While the powers that be have avoided going overboard - perhaps remembering 1977 - all elections after this date have nevertheless been managed by the local administration supervised by the proverbial "agencies." The neat rotation between Junejo, Ms Bhutto, Nawaz Sharif, Ms Bhutto, Nawaz Sharif does raise questions.

If we are serious, and one is not sure that we are, we can learn something from the experience of our neighbour in the east. After all, they do manage reasonably free and fair election in a very much larger country.

After 1970, Chief Election Commissioners have generally been of somewhat questionable competence. Persons responsible for announcing the unbelievable results of the Ziaul Haq referendum and the current referendum for General Musharraf can't possibly be taken seriously.

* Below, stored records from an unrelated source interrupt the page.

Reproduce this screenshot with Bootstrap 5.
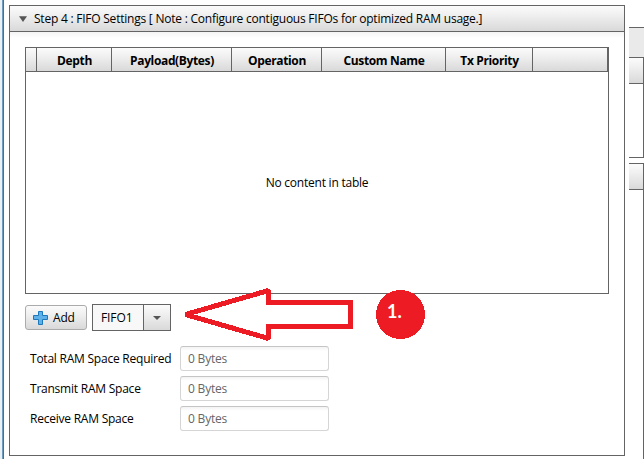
<!DOCTYPE html>
<html lang="en">
<head>
<meta charset="utf-8">
<title>FIFO Settings</title>
<link href="https://cdn.jsdelivr.net/npm/bootstrap@5.3.0/dist/css/bootstrap.min.css" rel="stylesheet">
<style>
:root{--line:#646464;--grad:linear-gradient(#fbfbfb,#f0f0f0 35%,#d9d9d9)}
body{width:644px;height:459px;overflow:hidden;background:#fff;color:#000;font:12px/16px "Open Sans","Noto Sans",sans-serif;letter-spacing:-.23px}
.edge{width:4px;background:linear-gradient(90deg,#e9f1f7 2px,#6f9dbd 2px,#6f9dbd 3px,#5f6b73 3px)}
.panel{width:616px;height:451px;margin:5px 0 0 5px;border:1px solid var(--line)}
.panel-title{height:26px;background:var(--grad);border-bottom:1px solid var(--line);padding-left:9px;gap:7px}
.panel-body{height:423px;padding:15px;background:linear-gradient(#f4f4f4,#fff 6px)}
.fifo-table{width:584px;height:247px;border:1px solid var(--line);background:#fff}
.heads{height:24px;background:var(--grad);border-bottom:1px solid var(--line);font-weight:700;letter-spacing:-.36px}
.heads>div{border-right:1px solid var(--line);line-height:25px;text-align:center;white-space:nowrap;padding-left:1px}
.c0{width:11px}.c1{width:75px}.c2{width:120px}.c3{width:90px}.c4{width:124px}.c5{width:87px}.c6{width:75px}
.empty{height:221px}
.actions{margin-top:10px;height:27px;gap:5px}
.add{width:62px;height:25px;margin-top:1px;padding:0 0 0 7px;border:1px solid #ababab;border-radius:3px;background:var(--grad);font-size:12px;line-height:16px;color:#000;gap:4px;letter-spacing:-.2px}
.combo{width:79px;height:27px;border:1px solid var(--line);background:#f8f8f8;letter-spacing:-.1px}
.combo-text{width:50px;padding-left:8px}
.combo-arrow{width:27px;border-left:1px solid var(--line);background:var(--grad)}
.fields{margin:15px 0 0 5px;gap:5px}
.fields label{width:150px;white-space:nowrap}
.ram{width:149px;height:25px;padding:0 7px;border:1px solid #d5d5d5;border-top-color:#c5c5c5;border-radius:3px;background:linear-gradient(#f3f3f3,#fff 4px);font-size:12px;line-height:16px;color:#666;letter-spacing:-.2px}
.side{width:15px;margin:27px 0 0 4px}
.strip{height:30px;background:#eaeaea;border-top:1px solid var(--line)}
.side-box{border:1px solid var(--line);border-left:0}
.upper{height:101px}
.lower{height:300px;margin-top:5px}
.side-head{height:26px;background:var(--grad);border-bottom:1px solid var(--line)}
.note{left:180px;top:284px}
.num{left:387px;top:302px;color:#fff;font:700 18px/18px Lato,sans-serif;letter-spacing:0}
</style>
</head>
<body class="position-relative">
<div class="d-flex h-100">
  <div class="edge flex-shrink-0"></div>
  <main class="panel flex-shrink-0">
    <div class="panel-title d-flex align-items-center">
      <svg width="8" height="6"><path d="M0 .3h8L4 6z" fill="#555"/></svg>
      <span class="text-nowrap">Step 4 : FIFO Settings [ Note : Configure contiguous FIFOs for optimized RAM usage.]</span>
    </div>
    <div class="panel-body">
      <div class="fifo-table">
        <div class="heads d-flex">
          <div class="c0"></div><div class="c1">Depth</div><div class="c2">Payload(Bytes)</div><div class="c3">Operation</div><div class="c4">Custom Name</div><div class="c5">Tx Priority</div><div class="c6"></div>
        </div>
        <div class="empty d-flex align-items-center justify-content-center"><span>No content in table</span></div>
      </div>
      <div class="actions d-flex">
        <button class="btn add d-flex align-items-center" type="button">
          <svg width="16" height="16"><path d="M5.500 1.500h4v4h5v4h-5v5h-4v-5h-5v-4h5z" fill="#5db1e8" stroke="#1c78bb"/></svg>
          <span>Add</span>
        </button>
        <div class="combo d-flex">
          <div class="combo-text d-flex align-items-center"><span>FIFO1</span></div>
          <div class="combo-arrow d-flex align-items-center justify-content-center"><svg width="8" height="4"><path d="M0 0h8L4 4z" fill="#555"/></svg></div>
        </div>
      </div>
      <div class="fields d-flex flex-column">
        <div class="d-flex align-items-center"><label for="total">Total RAM Space Required</label><input id="total" class="form-control ram" value="0 Bytes" readonly></div>
        <div class="d-flex align-items-center"><label for="tx">Transmit RAM Space</label><input id="tx" class="form-control ram" value="0 Bytes" readonly></div>
        <div class="d-flex align-items-center"><label for="rx">Receive RAM Space</label><input id="rx" class="form-control ram" value="0 Bytes" readonly></div>
      </div>
    </div>
  </main>
  <aside class="side flex-shrink-0">
    <div class="strip"></div>
    <div class="side-box upper"><div class="side-head"></div></div>
    <div class="side-box lower"><div class="side-head"></div></div>
  </aside>
</div>
<svg class="note position-absolute" width="250" height="60" shape-rendering="crispEdges"><path d="M5.500 30.500 88.500 6.500V18.500H170.500V42.500H88.500V54.500z" fill="#fff" stroke="#ed1c24" stroke-width="5" stroke-miterlimit="1.5"/><circle cx="220.500" cy="30.500" r="24.500" fill="#ed1c24"/></svg>
<span class="num position-absolute">1.</span>
<script src="https://cdn.jsdelivr.net/npm/bootstrap@5.3.0/dist/js/bootstrap.bundle.min.js"></script>
</body>
</html>
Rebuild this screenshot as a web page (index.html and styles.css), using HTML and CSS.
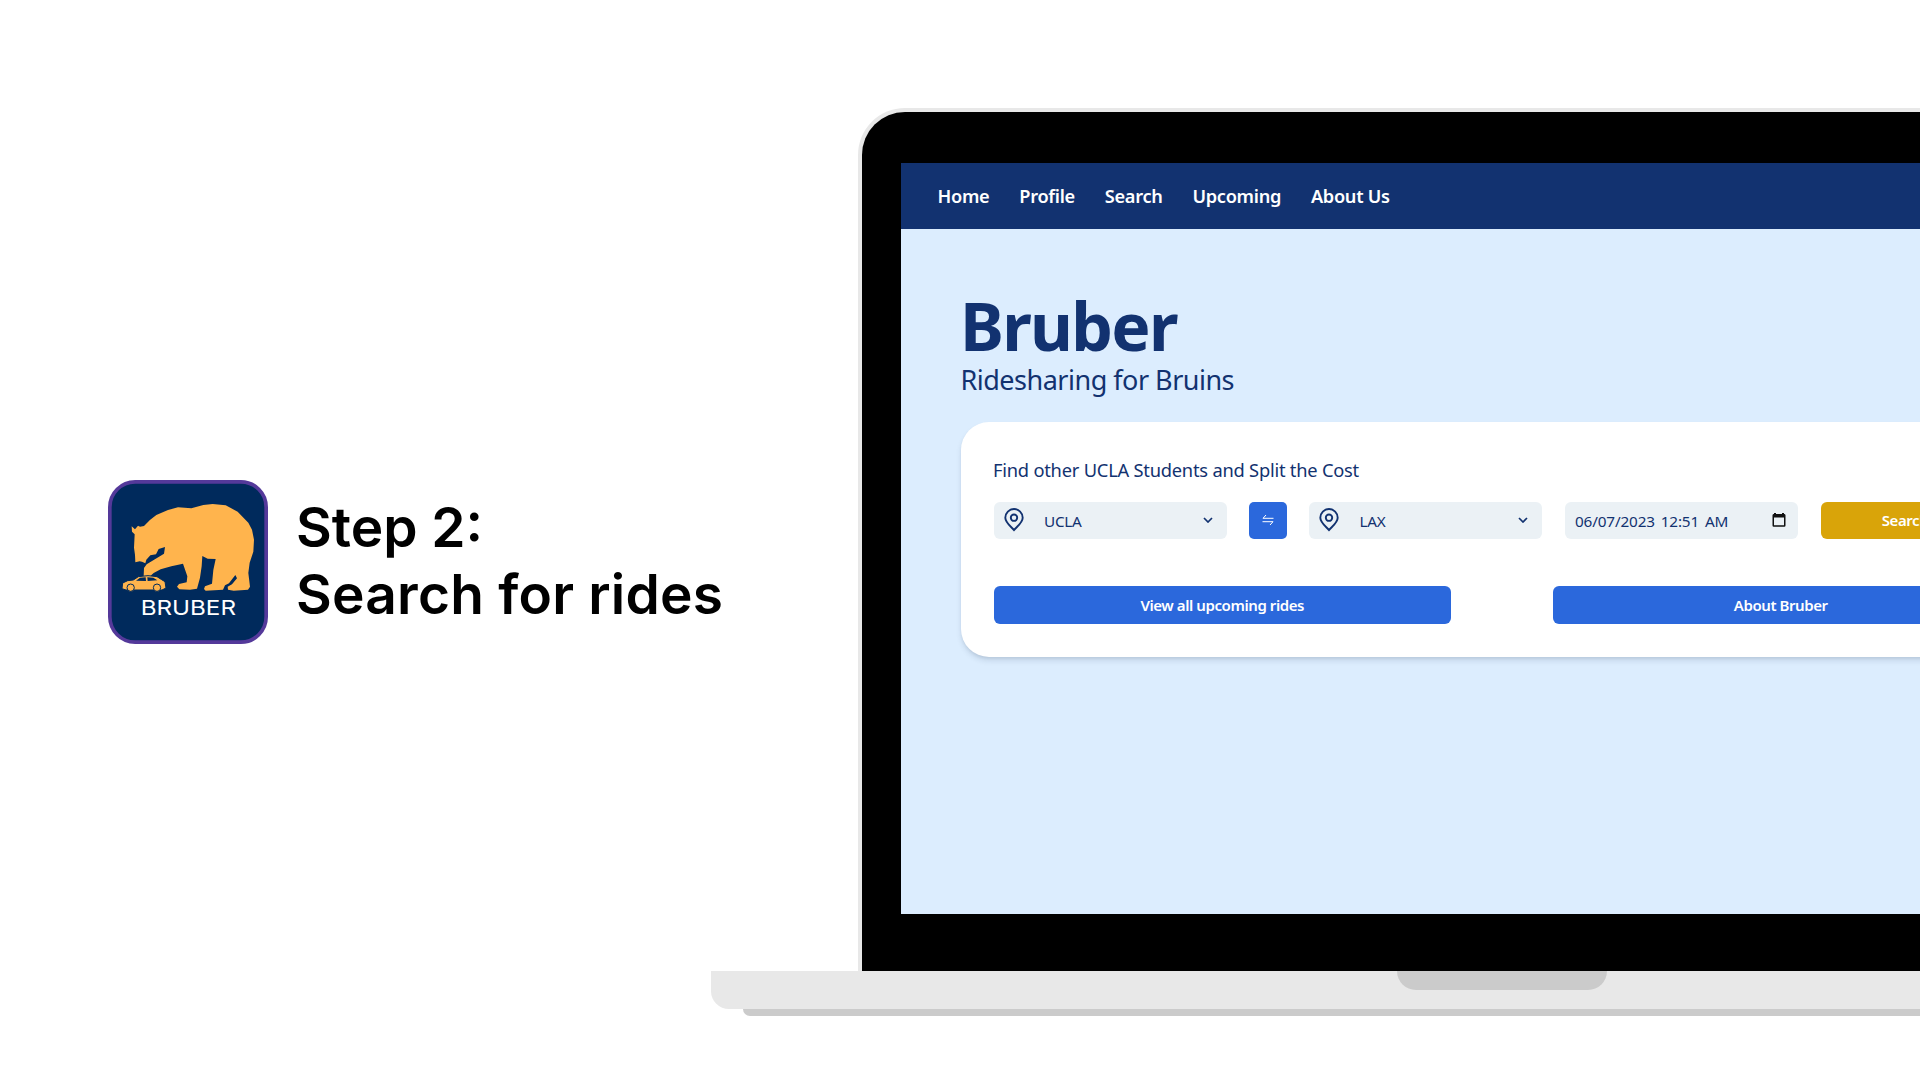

Even Mr. Shaukat Aziz's vote count in Tharparkar appeared extraordinary. It was, in any case, a safe seat. Some officials just got carried away in their enthusiasm to please. Without official cooperation major rigging is not possible. That is why we need a strong civil service able to resist political pressure.

Not that anything remarkable has to be done for the civil service. The present system of written examination plus interview is probably the best that can be done. The examination subjects can be reviewed.

The Chairman of the FPSC should be someone with a known intellectual stature. The terms and conditions need to be such as to attract a certain number of genuinely able people who now seem to be disappearing from the scene. If we are keen on good governance they also have to have a certain amount of plausible insulation from political pressure. It is largely a question of will.

The consistent elements for achieving democracy, freedom of speech, the rule of law, free and fair elections and a non-political merit civil service are inter linked. We have to decide, amongst ourselves, how to proceed. Some cooperation from the top would help.